Mit seinem Rückzug hat Beckmann, der sich nun nicht nachsagen lassen muss, seine Sendung sei abgesetzt worden, nicht nur sich selbst einen Gefallen getan. Die ARD erspart sich eine Diskussion darüber, wie sie mit verdienten Mitarbeitern umgeht. ARD-Programmdirektor Herres kann nun Beckmann als „ebenso kompetenten wie leidenschaftlichen und mutigen Fernsehschaffenden“ loben und erklären, dass er „persönlich“ dessen „Entscheidung ... sehr bedaure“. Das klingt zwar ein wenig nach Schmierentheater. Aber Beckmann wäre nicht der Erste, dessen wegen in der ARD Krokodilstränen vergossen werden.

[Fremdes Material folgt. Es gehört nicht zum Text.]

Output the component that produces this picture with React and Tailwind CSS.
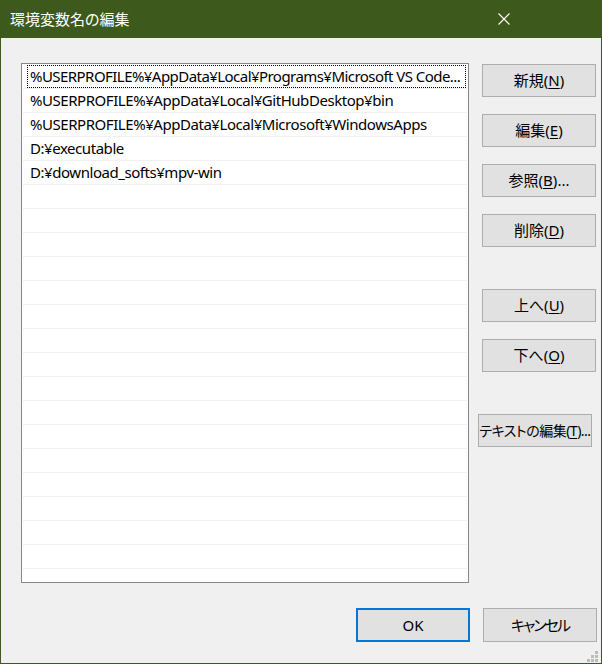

Auch NDR-Intendant Lutz Marmor hat allen Grund, dem Moderator dankbar zu sein. Der NDR ist für dessen Talk im Ersten verantwortlich. Da Marmor derzeit aber auch ARD-Vorsitzender ist, kann er sich nicht so vor seinen Talker stellen, wie es vielleicht einem anderen Intendanten möglich wäre. Als ARD-Chef muss er auf Ausgleich bedacht sein. Dank Beckmanns Rückzug bleiben Marmor nun weitere Gewissenskonflikte erspart. Für den getreuen Talker ist im Übrigen gesorgt. Mal davon abgesehen, dass Beckmann als ARD-Sportmoderator gut ausgelastet ist und seine Firma Beckground für das Erste „Inas Nacht“ und Olli Dittrichs neue Comedy „Frühstücksfernsehen“ produziert, darf er sich auf weitere Aufträge des NDR freuen. Marmor hat ihm „neue Formate für das NDR Fernsehen“ versprochen, bei denen Beckmann „auch selbst mitwirken wird“. Zudem soll er „seine Stärken im Ersten in ein neues Format einbringen“.
Ist die Sache damit erledigt? Wohl nicht so ganz. Denn nach dem Rückzug Beckmanns wird es im Ersten nicht die von den Rundfunkräten und BR-Intendant Wilhelm gewünschten drei, sondern immer noch vier Talkshows geben. Womöglich muss nun noch ein Talk dran glauben. Kandidaten wären „Menschen bei Maischberger“ und „Hart aber fair“, für die der WDR verantwortlich ist. Das NDR-Format „Anne Will“ dürfte nach dem angekündigten Ende des NDR-Formats „Beckmann“ nicht zur Disposition stehen. Und „Günther Jauch“ ist unantastbar. Dennoch: Die Talkschiene im Ersten, einst Stolz der ARD-Granden, ist schwer beschädigt.